The banks aren’t keen to make any sudden movements in the mortgage market. Today’s fall was smaller than expected, so is unlikely to inspire anything significant. After the cost of deals dropped quickly at the start of January, more stubborn inflation data convinced the banks they’d got ahead of themselves, and rates started creeping up again. Over the past month, the average 2-year fixed rate mortgage has stuck around 5.8%, and there’s every chance today’s figures inspires very little movement from here.

For remortgagers, and those hanging onto a variable rate while they wait for cheaper fixes to emerge, there is still hope. Over the coming months, we will see mortgage rates ease. Fixed deals will get cheaper, and they should finally see the huge pressure on their budgets start to ease. This will come as a relief. Figures from the HL Savings & Resilience Barometer shows that the average earning household has just £117 left at the end of the month, which is leaving homeowners with very little room to manoeuvre if they’re hit by the unexpected.”

George Sweeney, DipFA, financial advisor at personal finance site finder.com gives his thoughts:

“The latest inflation reading from the ONS of 3.2% (down from 3.4% in February) shows the UK remains on track in efforts to bring inflation back down to the normal target level of around 2%. This is exactly the kind of movement the Bank of England (BoE) were hoping to see in the data, because it’s expected that the final push down towards the target will be the hardest and stickiest. 

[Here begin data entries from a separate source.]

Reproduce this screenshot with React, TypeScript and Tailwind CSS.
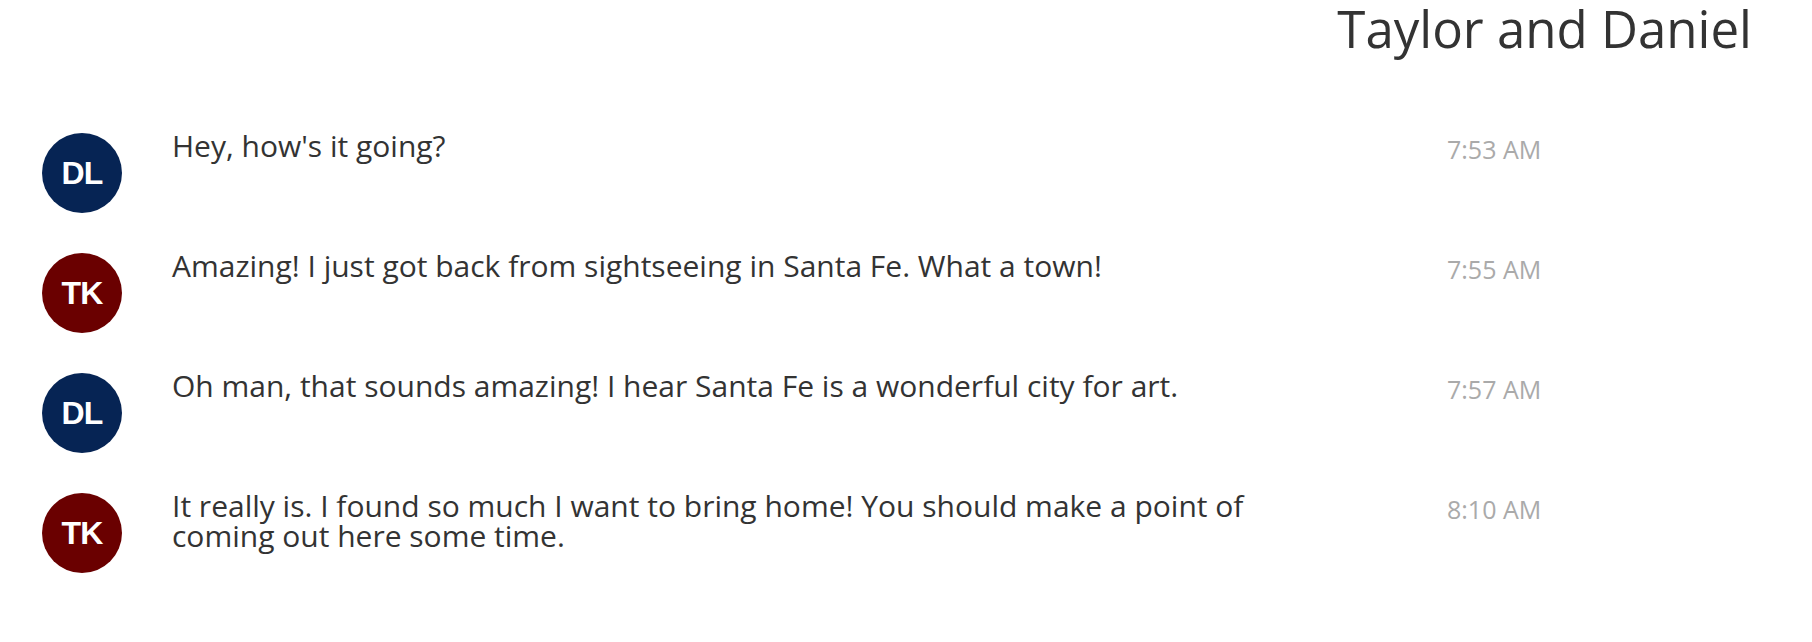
import React from "react";

type MessageType = {
  id: string;
  initials: string;
  color: string;
  text: string;
  time: string;
};

const MESSAGES: Array<MessageType> = [
  { id: "1", initials: "DL", color: "bg-[#062454]", text: "Hey, how's it going?", time: "7:53 AM" },
  {
    id: "2",
    initials: "TK",
    color: "bg-[#6a0000]",
    text: "Amazing! I just got back from sightseeing in Santa Fe. What a town!",
    time: "7:55 AM",
  },
  {
    id: "3",
    initials: "DL",
    color: "bg-[#062454]",
    text: "Oh man, that sounds amazing! I hear Santa Fe is a wonderful city for art.",
    time: "7:57 AM",
  },
  {
    id: "4",
    initials: "TK",
    color: "bg-[#6a0000]",
    text: "It really is. I found so much I want to bring home! You should make a point of coming out here some time.",
    time: "8:10 AM",
  },
];

const Message: React.FC<MessageType> = ({ initials, color, text, time }) => (
  <div className="flex items-start">
    <div
      className={`${color} mt-[5px] flex h-20 w-20 shrink-0 items-center justify-center rounded-full font-['Liberation_Sans',sans-serif] text-[32px] font-bold tracking-tight text-white`}
    >
      {initials}
    </div>
    <p className="ml-[50px] mt-[3px] w-[1090px] text-[30px] leading-[30px] text-[#333]">{text}</p>
    <span className="ml-[185px] mt-[6px] text-[25px] leading-[30px] text-[#aaa]">{time}</span>
  </div>
);

const App: React.FC = () => {
  return (
    <div className="h-[642px] w-[1812px] overflow-hidden bg-white font-['Open_Sans',sans-serif]">
      <div className="flex justify-end pr-[60px]">
        <h1 className="text-[51px] leading-[56px] text-[#333]">Taylor and Daniel</h1>
      </div>
      <div className="mt-[72px] flex flex-col gap-[35px] pl-[42px]">
        {MESSAGES.map((m) => (
          <Message key={m.id} {...m} />
        ))}
      </div>
    </div>
  );
};

export default App;
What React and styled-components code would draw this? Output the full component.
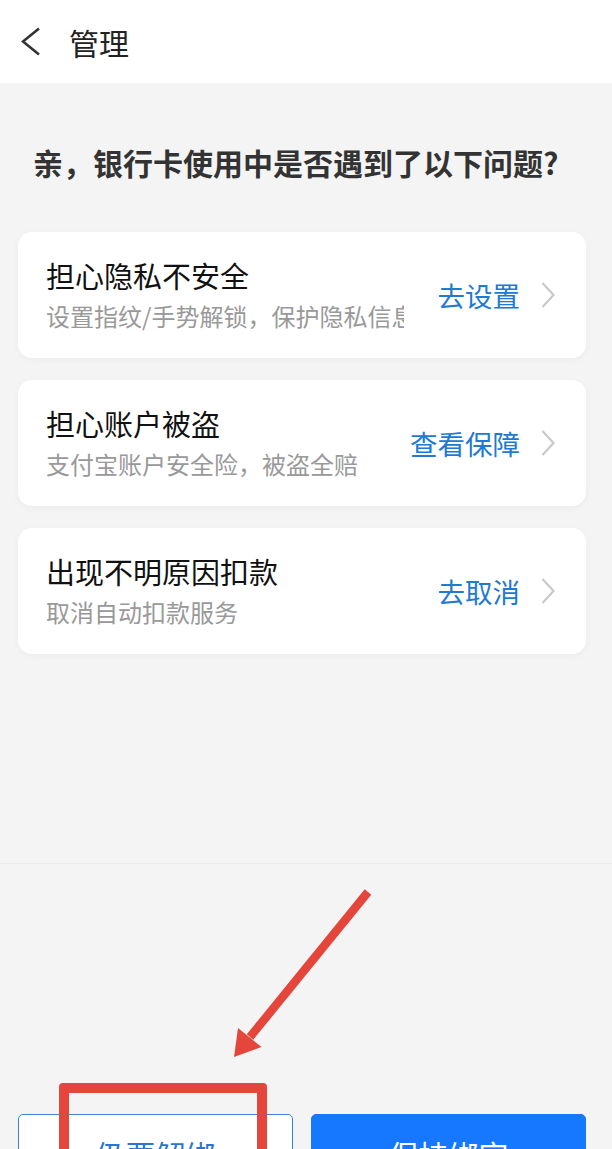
import React from "react";
import styled, { createGlobalStyle } from "styled-components";

const GlobalStyle = createGlobalStyle`
  html, body {
    margin: 0;
    padding: 0;
    background: #f4f4f4;
    overflow: hidden;
  }
  * { box-sizing: border-box; }
`;

const FONT = `"Noto Sans CJK SC", "Noto Sans", sans-serif`;

const Page = styled.div`
  position: relative;
  width: 612px;
  height: 1149px;
  overflow: hidden;
  background: #f4f4f4;
  font-family: ${FONT};
`;

const Header = styled.header`
  height: 83px;
  background: #ffffff;
  display: flex;
  align-items: center;
  padding-left: 20px;
  gap: 28px;
`;

const HeaderTitle = styled.h1`
  margin: 0;
  font-size: 30px;
  font-weight: 400;
  color: #222;
  line-height: 40px;
`;

const Main = styled.main`
  height: 780px;
  padding: 59px 26px 0 18px;
`;

const Question = styled.h2`
  margin: 0 0 50px 15px;
  font-size: 30px;
  line-height: 40px;
  font-weight: 700;
  color: #333;
  white-space: nowrap;
`;

const CardList = styled.div`
  display: flex;
  flex-direction: column;
  gap: 22px;
`;

const Card = styled.div`
  height: 126px;
  background: #fff;
  border-radius: 14px;
  box-shadow: 0 2px 8px rgba(0, 0, 0, 0.035);
  display: flex;
  align-items: center;
  padding: 0 31px 0 28px;
`;

const Info = styled.div`
  flex: 1;
  min-width: 0;
  display: flex;
  flex-direction: column;
  gap: 6px;
`;

const CardTitle = styled.div`
  font-size: 29px;
  line-height: 36px;
  color: #111;
  white-space: nowrap;
`;

const CardSub = styled.div`
  font-size: 24px;
  line-height: 34px;
  color: #999;
  white-space: nowrap;
  overflow: hidden;
  max-width: 358px;
`;

const Action = styled.div`
  display: flex;
  align-items: center;
  gap: 21px;
  font-size: 27.5px;
  line-height: 36px;
  color: #2079d4;
  white-space: nowrap;
`;

const Footer = styled.footer`
  border-top: 1px solid #ededed;
  padding: 250px 26px 0 18px;
`;

const ButtonRow = styled.div`
  display: grid;
  grid-template-columns: 1fr 1fr;
  gap: 18px;
`;

const Button = styled.button`
  height: 80px;
  min-width: 0;
  border-radius: 5px;
  font-family: ${FONT};
  font-size: 30px;
  border: 1.5px solid ${(p) => (p.$primary ? "#1677ff" : "#3d82d8")};
  background: ${(p) => (p.$primary ? "#1677ff" : "#fff")};
  color: ${(p) => (p.$primary ? "#fff" : "#2a74d2")};
  padding: 0;
`;

const Highlight = styled.div`
  position: absolute;
  left: 59px;
  top: 1083px;
  width: 208px;
  height: 120px;
  border: 10px solid #e5463b;
  border-radius: 4px;
  pointer-events: none;
`;

const ArrowLayer = styled.svg`
  position: absolute;
  left: 0;
  top: 0;
  width: 612px;
  height: 1149px;
  pointer-events: none;
`;

const BackIcon = () => (
  <svg width="20" height="30" viewBox="0 0 20 30" style={{ marginLeft: 1 }}>
    <polyline points="18,1.5 2,14.5 18,27.5" fill="none" stroke="#333" strokeWidth="2.6" strokeLinejoin="miter" />
  </svg>
);

const Chevron = () => (
  <svg width="14" height="26" viewBox="0 0 14 26">
    <polyline points="1.5,1 12.5,13 1.5,25" fill="none" stroke="#c9c9c9" strokeWidth="2.2" />
  </svg>
);

const items = [
  { title: "担心隐私不安全", sub: "设置指纹/手势解锁，保护隐私信息", action: "去设置" },
  { title: "担心账户被盗", sub: "支付宝账户安全险，被盗全赔", action: "查看保障" },
  { title: "出现不明原因扣款", sub: "取消自动扣款服务", action: "去取消" },
];

export default function App() {
  return (
    <>
      <GlobalStyle />
      <Page>
        <Header>
          <BackIcon />
          <HeaderTitle>管理</HeaderTitle>
        </Header>
        <Main>
          <Question>亲，银行卡使用中是否遇到了以下问题?</Question>
          <CardList>
            {items.map((it) => (
              <Card key={it.title}>
                <Info>
                  <CardTitle>{it.title}</CardTitle>
                  <CardSub>{it.sub}</CardSub>
                </Info>
                <Action>
                  {it.action}
                  <Chevron />
                </Action>
              </Card>
            ))}
          </CardList>
        </Main>
        <Footer>
          <ButtonRow>
            <Button>仍要解绑</Button>
            <Button $primary>保持绑定</Button>
          </ButtonRow>
        </Footer>
        <Highlight />
        <ArrowLayer viewBox="0 0 612 1149">
          <line x1="368" y1="892" x2="250" y2="1037" stroke="#e5463b" strokeWidth="8.5" />
          <polygon points="234,1057 238,1028 261.5,1047" fill="#e5463b" />
        </ArrowLayer>
      </Page>
    </>
  );
}
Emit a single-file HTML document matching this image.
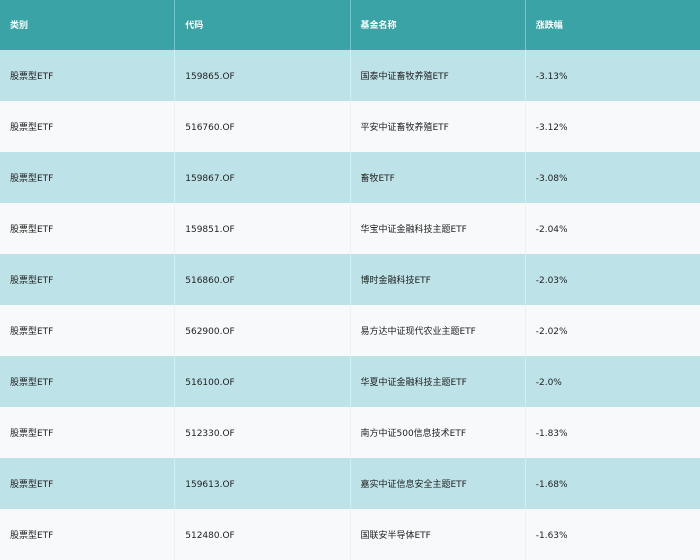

This inflation data, alongside the latest wage growth figures (showing a slight decline to 6%) and the unemployment rate (bumping up to 4.2%) could provide enough signals to the BoE that the UK economy has officially cooled down. Potentially increasing the odds that a summer base rate reduction is still on the cards. The only spanner in the works is the fact that US inflation doesn’t look as promising. With the next couple of Federal Reserve rate decisions coming a week before the BoE’s, it’s going to be interesting to see if the BoE will go ahead with lowering rates, even if the same doesn’t happen across the pond.”